Start Stored data
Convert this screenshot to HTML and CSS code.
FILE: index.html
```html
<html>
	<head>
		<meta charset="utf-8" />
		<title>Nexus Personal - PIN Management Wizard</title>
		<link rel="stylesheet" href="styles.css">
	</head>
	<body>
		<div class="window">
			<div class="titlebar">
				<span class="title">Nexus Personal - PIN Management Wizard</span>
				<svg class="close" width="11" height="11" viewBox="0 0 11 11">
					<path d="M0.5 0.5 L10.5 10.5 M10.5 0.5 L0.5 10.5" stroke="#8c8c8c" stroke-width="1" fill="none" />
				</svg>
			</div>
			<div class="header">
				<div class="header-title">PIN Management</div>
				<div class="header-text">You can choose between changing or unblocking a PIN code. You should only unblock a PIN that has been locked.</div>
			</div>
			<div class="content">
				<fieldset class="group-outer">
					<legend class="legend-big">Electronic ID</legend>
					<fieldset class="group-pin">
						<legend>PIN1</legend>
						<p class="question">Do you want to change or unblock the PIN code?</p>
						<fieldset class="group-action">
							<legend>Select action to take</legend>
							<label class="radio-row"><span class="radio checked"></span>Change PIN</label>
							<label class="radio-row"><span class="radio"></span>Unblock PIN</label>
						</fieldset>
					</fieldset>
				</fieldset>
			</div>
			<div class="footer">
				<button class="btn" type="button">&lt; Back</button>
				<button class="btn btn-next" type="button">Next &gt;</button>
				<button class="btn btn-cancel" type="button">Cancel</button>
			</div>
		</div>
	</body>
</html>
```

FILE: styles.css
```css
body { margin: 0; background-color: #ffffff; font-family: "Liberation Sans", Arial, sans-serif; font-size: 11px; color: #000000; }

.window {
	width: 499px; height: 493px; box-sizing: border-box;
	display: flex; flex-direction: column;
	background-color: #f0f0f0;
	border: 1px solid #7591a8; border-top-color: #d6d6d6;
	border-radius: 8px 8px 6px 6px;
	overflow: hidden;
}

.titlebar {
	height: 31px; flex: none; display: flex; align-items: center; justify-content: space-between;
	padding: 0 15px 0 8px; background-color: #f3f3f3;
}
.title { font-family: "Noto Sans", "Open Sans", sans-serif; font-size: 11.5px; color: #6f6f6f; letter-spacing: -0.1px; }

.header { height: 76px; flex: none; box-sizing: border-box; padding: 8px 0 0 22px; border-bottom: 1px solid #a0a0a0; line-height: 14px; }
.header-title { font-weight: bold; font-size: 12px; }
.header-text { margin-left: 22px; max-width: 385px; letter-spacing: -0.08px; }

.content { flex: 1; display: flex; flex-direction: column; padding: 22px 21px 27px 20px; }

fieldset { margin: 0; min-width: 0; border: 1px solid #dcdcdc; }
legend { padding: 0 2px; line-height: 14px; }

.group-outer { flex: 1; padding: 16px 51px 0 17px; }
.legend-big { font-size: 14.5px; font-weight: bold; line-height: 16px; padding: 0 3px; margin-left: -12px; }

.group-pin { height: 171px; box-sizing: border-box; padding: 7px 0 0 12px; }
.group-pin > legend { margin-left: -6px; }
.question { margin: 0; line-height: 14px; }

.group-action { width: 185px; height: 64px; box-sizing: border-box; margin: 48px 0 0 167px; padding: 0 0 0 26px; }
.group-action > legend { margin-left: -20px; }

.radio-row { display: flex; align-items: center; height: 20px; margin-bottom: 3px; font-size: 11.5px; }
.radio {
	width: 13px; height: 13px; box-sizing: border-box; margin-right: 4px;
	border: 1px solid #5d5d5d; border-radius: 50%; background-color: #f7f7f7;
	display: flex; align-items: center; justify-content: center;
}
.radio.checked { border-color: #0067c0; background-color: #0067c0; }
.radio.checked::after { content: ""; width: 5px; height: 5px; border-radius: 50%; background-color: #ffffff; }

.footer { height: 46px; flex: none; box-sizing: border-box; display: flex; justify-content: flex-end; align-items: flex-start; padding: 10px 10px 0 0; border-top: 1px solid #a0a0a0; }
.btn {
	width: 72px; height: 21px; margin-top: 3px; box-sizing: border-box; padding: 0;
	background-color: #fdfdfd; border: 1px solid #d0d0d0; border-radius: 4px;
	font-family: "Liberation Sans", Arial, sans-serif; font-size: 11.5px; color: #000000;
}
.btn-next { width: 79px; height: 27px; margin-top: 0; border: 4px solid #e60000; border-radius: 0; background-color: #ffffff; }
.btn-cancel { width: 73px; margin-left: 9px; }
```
End Stored data
- [Exercise task] Repeat the data verbatim.

- [Answer to the exercise]
Convert this screenshot to HTML and CSS code.
FILE: index.html
```html
<html>
	<head>
		<meta charset="utf-8" />
		<title>Nexus Personal - PIN Management Wizard</title>
		<link rel="stylesheet" href="styles.css">
	</head>
	<body>
		<div class="window">
			<div class="titlebar">
				<span class="title">Nexus Personal - PIN Management Wizard</span>
				<svg class="close" width="11" height="11" viewBox="0 0 11 11">
					<path d="M0.5 0.5 L10.5 10.5 M10.5 0.5 L0.5 10.5" stroke="#8c8c8c" stroke-width="1" fill="none" />
				</svg>
			</div>
			<div class="header">
				<div class="header-title">PIN Management</div>
				<div class="header-text">You can choose between changing or unblocking a PIN code. You should only unblock a PIN that has been locked.</div>
			</div>
			<div class="content">
				<fieldset class="group-outer">
					<legend class="legend-big">Electronic ID</legend>
					<fieldset class="group-pin">
						<legend>PIN1</legend>
						<p class="question">Do you want to change or unblock the PIN code?</p>
						<fieldset class="group-action">
							<legend>Select action to take</legend>
							<label class="radio-row"><span class="radio checked"></span>Change PIN</label>
							<label class="radio-row"><span class="radio"></span>Unblock PIN</label>
						</fieldset>
					</fieldset>
				</fieldset>
			</div>
			<div class="footer">
				<button class="btn" type="button">&lt; Back</button>
				<button class="btn btn-next" type="button">Next &gt;</button>
				<button class="btn btn-cancel" type="button">Cancel</button>
			</div>
		</div>
	</body>
</html>
```

FILE: styles.css
```css
body { margin: 0; background-color: #ffffff; font-family: "Liberation Sans", Arial, sans-serif; font-size: 11px; color: #000000; }

.window {
	width: 499px; height: 493px; box-sizing: border-box;
	display: flex; flex-direction: column;
	background-color: #f0f0f0;
	border: 1px solid #7591a8; border-top-color: #d6d6d6;
	border-radius: 8px 8px 6px 6px;
	overflow: hidden;
}

.titlebar {
	height: 31px; flex: none; display: flex; align-items: center; justify-content: space-between;
	padding: 0 15px 0 8px; background-color: #f3f3f3;
}
.title { font-family: "Noto Sans", "Open Sans", sans-serif; font-size: 11.5px; color: #6f6f6f; letter-spacing: -0.1px; }

.header { height: 76px; flex: none; box-sizing: border-box; padding: 8px 0 0 22px; border-bottom: 1px solid #a0a0a0; line-height: 14px; }
.header-title { font-weight: bold; font-size: 12px; }
.header-text { margin-left: 22px; max-width: 385px; letter-spacing: -0.08px; }

.content { flex: 1; display: flex; flex-direction: column; padding: 22px 21px 27px 20px; }

fieldset { margin: 0; min-width: 0; border: 1px solid #dcdcdc; }
legend { padding: 0 2px; line-height: 14px; }

.group-outer { flex: 1; padding: 16px 51px 0 17px; }
.legend-big { font-size: 14.5px; font-weight: bold; line-height: 16px; padding: 0 3px; margin-left: -12px; }

.group-pin { height: 171px; box-sizing: border-box; padding: 7px 0 0 12px; }
.group-pin > legend { margin-left: -6px; }
.question { margin: 0; line-height: 14px; }

.group-action { width: 185px; height: 64px; box-sizing: border-box; margin: 48px 0 0 167px; padding: 0 0 0 26px; }
.group-action > legend { margin-left: -20px; }

.radio-row { display: flex; align-items: center; height: 20px; margin-bottom: 3px; font-size: 11.5px; }
.radio {
	width: 13px; height: 13px; box-sizing: border-box; margin-right: 4px;
	border: 1px solid #5d5d5d; border-radius: 50%; background-color: #f7f7f7;
	display: flex; align-items: center; justify-content: center;
}
.radio.checked { border-color: #0067c0; background-color: #0067c0; }
.radio.checked::after { content: ""; width: 5px; height: 5px; border-radius: 50%; background-color: #ffffff; }

.footer { height: 46px; flex: none; box-sizing: border-box; display: flex; justify-content: flex-end; align-items: flex-start; padding: 10px 10px 0 0; border-top: 1px solid #a0a0a0; }
.btn {
	width: 72px; height: 21px; margin-top: 3px; box-sizing: border-box; padding: 0;
	background-color: #fdfdfd; border: 1px solid #d0d0d0; border-radius: 4px;
	font-family: "Liberation Sans", Arial, sans-serif; font-size: 11.5px; color: #000000;
}
.btn-next { width: 79px; height: 27px; margin-top: 0; border: 4px solid #e60000; border-radius: 0; background-color: #ffffff; }
.btn-cancel { width: 73px; margin-left: 9px; }
```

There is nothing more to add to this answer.